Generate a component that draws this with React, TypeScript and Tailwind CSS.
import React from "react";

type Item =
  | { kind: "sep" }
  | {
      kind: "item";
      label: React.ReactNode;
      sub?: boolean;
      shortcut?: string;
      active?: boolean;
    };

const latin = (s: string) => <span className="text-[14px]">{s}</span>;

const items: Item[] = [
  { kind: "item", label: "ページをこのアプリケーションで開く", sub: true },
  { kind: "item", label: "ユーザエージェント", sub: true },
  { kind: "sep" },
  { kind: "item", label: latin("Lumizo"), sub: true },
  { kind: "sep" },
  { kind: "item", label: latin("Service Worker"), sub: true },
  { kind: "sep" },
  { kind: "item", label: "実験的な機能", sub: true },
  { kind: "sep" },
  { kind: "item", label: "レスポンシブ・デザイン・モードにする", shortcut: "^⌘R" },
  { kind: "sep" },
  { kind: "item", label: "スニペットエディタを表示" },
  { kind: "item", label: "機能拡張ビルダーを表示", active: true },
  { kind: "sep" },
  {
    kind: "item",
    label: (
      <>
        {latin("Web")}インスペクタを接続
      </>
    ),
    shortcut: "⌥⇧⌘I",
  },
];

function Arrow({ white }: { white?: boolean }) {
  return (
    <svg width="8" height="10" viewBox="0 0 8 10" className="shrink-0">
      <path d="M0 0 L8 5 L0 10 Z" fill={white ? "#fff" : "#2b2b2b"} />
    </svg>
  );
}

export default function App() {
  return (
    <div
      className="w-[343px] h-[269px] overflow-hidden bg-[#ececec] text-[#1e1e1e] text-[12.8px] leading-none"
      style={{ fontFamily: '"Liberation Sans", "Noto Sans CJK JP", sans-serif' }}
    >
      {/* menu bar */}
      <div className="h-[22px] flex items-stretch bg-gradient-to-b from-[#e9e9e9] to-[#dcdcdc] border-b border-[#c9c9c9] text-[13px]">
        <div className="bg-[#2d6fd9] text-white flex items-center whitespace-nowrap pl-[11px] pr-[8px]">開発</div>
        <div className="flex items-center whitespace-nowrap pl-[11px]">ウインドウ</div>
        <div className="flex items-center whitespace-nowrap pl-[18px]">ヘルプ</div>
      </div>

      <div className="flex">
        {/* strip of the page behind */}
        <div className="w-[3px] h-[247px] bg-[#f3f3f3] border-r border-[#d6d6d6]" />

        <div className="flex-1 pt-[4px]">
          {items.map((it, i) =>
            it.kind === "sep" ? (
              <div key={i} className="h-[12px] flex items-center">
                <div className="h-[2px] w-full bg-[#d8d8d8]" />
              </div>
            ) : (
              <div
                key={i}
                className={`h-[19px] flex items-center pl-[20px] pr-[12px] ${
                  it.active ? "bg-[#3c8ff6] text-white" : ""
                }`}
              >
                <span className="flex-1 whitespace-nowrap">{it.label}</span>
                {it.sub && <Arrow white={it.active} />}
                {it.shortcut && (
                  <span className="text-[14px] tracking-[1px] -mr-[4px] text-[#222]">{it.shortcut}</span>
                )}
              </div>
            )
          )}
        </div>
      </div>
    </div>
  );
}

-=-=-=-=-

Using the material above, quote the first line and each line after it, stopping at and including the line that holds "const latin = (s: string)".

▶ **Final answer**
Generate a component that draws this with React, TypeScript and Tailwind CSS.
import React from "react";

type Item =
  | { kind: "sep" }
  | {
      kind: "item";
      label: React.ReactNode;
      sub?: boolean;
      shortcut?: string;
      active?: boolean;
    };

const latin = (s: string) => <span className="text-[14px]">{s}</span>;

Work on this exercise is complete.